Chelsea residents became angry last year about The Blue Store, a porn shop that opened at 206 Eighth Ave. with a front window illuminated by garish blue lights but displaying no sexual material. The store also conformed to the 60-40 rule, which exempted it from adult entertainment zoning regulations.

But after numerous neighborhood complaints last year, D.O.B. cited The Blue Store for sign violations and the store toned down the blue lights. Since then, occasional inspections by the 10th Precinct and the Mayor’s Office of Midtown Enforcement have helped keep the store’s public displays less offensive to the neighborhood, according to Michelle Solomon, assistant district manager of Community Board 4.

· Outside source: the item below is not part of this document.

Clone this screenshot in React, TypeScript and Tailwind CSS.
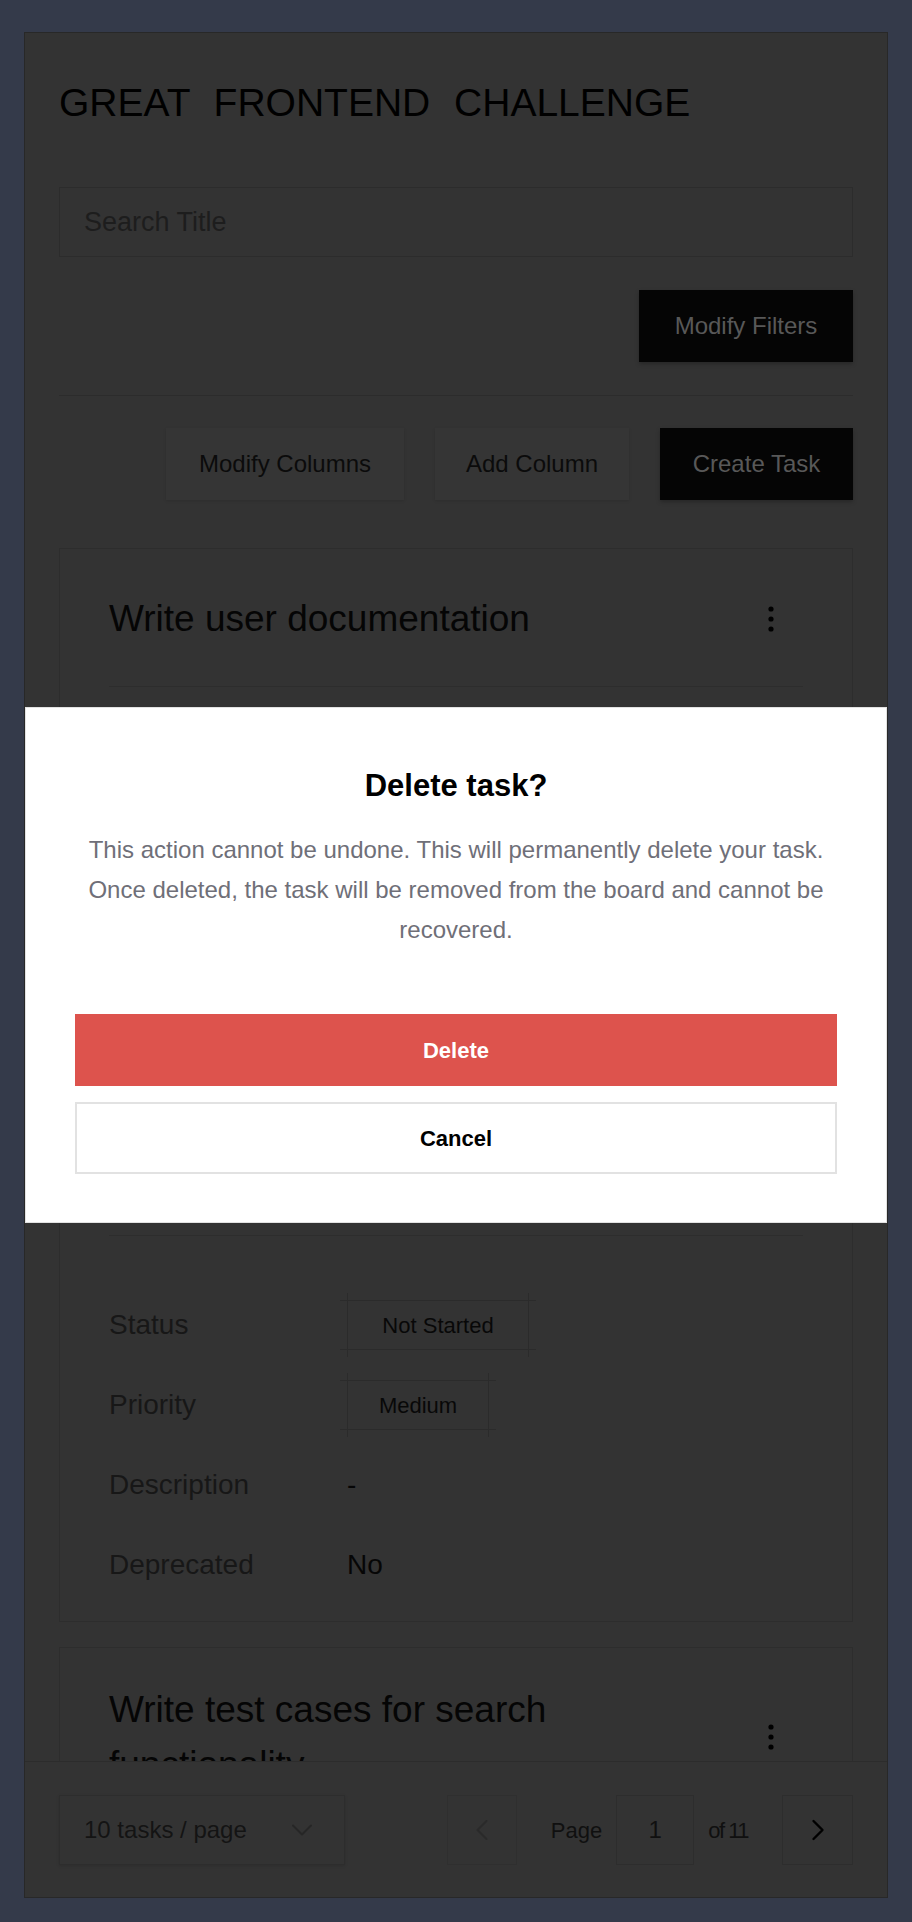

The city in 2001 adopted zoning amendments to provide a “common sense” definition of pornography. But the amendments were challenged in State Supreme Court and the city lost the case when a judge decided the city failed to conduct a study to assess the impact on the community of the new definition. The city, however, took the case up to the Appellate Division, saying the study had been conducted when the original 1995 adult establishment zoning amendment was adopted.

“We believe the amendments will ultimately be approved by the courts, but until they are, they cannot be enforced,” said Gabriel Taussig, chief of administrative law in the city Law Department.

While current enforcement of adult entertainment zoning may be based only on current 60-40 definitions, Quinn said a new emphasis on enforcing existing law could have “a chilling effect” on the most offensive establishments.